Lines holding the string "Output" are the ones to copy from this listing.

DATA IN THIS EXERCISE:
>> Start

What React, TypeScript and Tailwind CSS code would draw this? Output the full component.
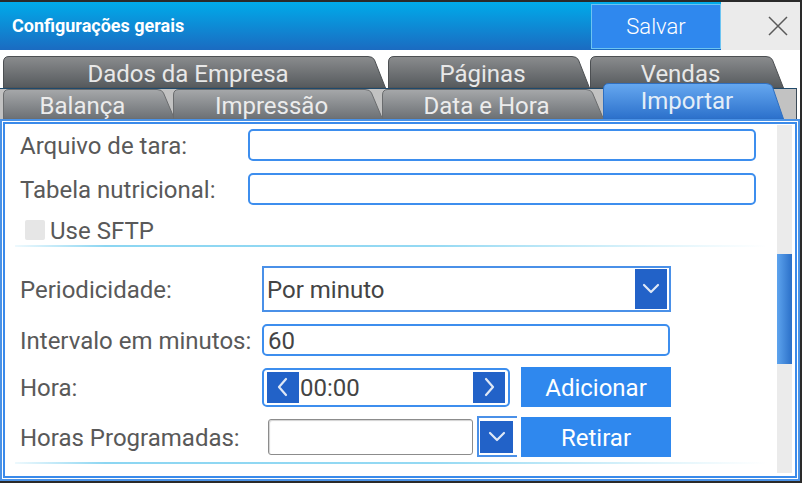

>> End
>> Start

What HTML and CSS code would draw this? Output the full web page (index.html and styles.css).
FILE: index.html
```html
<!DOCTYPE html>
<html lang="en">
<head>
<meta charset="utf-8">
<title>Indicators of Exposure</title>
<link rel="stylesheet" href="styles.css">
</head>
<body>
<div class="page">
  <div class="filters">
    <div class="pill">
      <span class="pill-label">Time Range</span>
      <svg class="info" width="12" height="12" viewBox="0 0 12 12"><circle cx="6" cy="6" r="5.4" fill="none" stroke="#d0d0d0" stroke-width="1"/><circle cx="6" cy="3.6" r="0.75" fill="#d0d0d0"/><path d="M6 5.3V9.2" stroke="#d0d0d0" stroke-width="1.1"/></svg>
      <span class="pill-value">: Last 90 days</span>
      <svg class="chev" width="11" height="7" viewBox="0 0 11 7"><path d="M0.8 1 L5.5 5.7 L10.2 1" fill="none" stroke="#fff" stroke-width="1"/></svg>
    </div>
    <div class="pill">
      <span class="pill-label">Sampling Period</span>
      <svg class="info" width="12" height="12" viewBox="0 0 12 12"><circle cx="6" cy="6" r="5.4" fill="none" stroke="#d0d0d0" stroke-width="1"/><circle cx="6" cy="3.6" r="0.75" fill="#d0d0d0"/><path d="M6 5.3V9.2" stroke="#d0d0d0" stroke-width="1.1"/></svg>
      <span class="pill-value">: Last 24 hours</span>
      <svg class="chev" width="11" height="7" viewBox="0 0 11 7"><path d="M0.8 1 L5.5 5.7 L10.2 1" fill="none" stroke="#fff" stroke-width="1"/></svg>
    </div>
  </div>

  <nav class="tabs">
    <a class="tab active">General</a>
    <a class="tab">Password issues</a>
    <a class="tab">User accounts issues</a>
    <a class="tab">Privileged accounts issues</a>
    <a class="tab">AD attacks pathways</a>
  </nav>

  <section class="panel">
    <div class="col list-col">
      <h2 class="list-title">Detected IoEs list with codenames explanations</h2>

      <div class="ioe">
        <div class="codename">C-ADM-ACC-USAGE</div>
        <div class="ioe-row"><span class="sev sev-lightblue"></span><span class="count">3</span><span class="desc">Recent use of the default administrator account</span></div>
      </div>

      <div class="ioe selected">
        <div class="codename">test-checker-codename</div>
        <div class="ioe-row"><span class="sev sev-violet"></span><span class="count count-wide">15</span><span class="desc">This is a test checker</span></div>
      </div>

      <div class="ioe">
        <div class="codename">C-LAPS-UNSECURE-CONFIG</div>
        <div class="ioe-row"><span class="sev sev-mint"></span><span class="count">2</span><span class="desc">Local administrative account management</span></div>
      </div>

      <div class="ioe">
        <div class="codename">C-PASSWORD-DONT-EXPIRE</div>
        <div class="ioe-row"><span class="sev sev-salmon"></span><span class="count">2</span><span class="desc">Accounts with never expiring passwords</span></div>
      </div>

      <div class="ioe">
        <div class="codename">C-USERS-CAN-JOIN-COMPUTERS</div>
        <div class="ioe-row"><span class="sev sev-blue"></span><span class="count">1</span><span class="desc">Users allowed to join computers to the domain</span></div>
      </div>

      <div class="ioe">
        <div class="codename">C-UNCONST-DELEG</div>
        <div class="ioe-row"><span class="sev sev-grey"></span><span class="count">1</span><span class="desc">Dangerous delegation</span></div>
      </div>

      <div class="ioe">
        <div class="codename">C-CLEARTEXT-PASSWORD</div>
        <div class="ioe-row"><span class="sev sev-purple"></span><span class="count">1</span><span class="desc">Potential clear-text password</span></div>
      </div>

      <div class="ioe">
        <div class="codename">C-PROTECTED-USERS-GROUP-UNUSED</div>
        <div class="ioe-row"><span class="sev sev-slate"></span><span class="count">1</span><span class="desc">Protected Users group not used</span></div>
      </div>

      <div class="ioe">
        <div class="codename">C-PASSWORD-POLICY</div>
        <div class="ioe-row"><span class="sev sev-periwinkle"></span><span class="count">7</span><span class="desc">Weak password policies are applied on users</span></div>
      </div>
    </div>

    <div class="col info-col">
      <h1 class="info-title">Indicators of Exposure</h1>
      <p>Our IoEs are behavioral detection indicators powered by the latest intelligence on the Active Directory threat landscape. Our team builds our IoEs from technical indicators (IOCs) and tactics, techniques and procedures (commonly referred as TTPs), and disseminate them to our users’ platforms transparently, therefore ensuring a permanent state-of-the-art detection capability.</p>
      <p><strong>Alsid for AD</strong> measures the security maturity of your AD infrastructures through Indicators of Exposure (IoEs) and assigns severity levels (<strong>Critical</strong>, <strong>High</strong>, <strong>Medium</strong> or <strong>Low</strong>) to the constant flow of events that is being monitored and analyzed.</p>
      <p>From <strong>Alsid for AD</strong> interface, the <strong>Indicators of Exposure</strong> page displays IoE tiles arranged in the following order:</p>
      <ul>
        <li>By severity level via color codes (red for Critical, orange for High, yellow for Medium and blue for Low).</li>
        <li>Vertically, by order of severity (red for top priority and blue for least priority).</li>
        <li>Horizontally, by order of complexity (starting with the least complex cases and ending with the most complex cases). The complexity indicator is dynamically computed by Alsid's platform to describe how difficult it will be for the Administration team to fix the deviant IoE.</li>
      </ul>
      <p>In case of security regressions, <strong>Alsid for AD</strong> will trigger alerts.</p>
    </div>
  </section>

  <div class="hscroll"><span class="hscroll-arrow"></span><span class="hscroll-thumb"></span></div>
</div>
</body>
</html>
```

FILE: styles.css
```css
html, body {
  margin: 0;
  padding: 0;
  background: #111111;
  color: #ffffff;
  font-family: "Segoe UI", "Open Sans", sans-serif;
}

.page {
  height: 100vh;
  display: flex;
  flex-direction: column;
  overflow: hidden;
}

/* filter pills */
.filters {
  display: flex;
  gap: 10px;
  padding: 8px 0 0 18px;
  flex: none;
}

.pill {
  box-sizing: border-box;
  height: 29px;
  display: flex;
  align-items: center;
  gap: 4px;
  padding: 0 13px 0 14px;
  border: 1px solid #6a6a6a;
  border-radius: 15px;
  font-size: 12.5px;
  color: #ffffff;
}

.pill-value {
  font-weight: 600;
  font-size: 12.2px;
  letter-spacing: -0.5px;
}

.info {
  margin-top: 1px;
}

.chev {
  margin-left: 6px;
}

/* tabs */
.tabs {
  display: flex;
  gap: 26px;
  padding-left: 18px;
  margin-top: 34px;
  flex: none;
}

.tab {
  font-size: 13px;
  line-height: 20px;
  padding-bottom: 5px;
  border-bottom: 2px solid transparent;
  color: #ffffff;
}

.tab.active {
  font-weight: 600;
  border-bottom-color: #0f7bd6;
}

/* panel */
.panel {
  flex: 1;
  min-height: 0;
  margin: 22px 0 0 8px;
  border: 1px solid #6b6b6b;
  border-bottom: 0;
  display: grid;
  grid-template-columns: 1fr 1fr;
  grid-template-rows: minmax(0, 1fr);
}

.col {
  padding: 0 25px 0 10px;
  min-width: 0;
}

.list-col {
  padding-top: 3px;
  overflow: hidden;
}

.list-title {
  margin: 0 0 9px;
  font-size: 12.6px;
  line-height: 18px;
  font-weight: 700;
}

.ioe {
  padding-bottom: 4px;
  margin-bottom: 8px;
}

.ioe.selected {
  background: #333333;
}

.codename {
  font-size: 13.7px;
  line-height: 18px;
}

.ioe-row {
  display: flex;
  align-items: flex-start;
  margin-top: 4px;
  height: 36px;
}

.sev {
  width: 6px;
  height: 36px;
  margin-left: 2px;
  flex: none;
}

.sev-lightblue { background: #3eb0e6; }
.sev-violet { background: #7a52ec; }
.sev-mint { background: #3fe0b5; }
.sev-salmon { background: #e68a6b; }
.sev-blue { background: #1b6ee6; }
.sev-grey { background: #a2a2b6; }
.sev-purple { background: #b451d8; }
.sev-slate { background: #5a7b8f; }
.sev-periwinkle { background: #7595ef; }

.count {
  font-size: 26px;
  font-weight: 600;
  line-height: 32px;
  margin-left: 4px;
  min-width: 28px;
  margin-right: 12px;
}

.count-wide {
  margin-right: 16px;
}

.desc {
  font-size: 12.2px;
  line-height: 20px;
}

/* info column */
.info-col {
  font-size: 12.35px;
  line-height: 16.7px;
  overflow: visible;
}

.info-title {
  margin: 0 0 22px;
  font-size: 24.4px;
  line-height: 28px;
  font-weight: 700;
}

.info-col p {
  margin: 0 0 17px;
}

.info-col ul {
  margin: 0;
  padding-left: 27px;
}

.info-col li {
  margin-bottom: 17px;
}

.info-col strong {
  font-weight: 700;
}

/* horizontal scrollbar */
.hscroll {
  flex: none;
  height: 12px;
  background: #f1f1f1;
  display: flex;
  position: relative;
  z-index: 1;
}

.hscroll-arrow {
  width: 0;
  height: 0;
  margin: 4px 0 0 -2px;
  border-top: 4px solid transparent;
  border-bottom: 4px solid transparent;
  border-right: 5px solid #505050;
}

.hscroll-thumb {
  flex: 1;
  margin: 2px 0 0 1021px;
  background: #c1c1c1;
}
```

>> End

WRITTEN RESPONSE:
What React, TypeScript and Tailwind CSS code would draw this? Output the full component.
What HTML and CSS code would draw this? Output the full web page (index.html and styles.css).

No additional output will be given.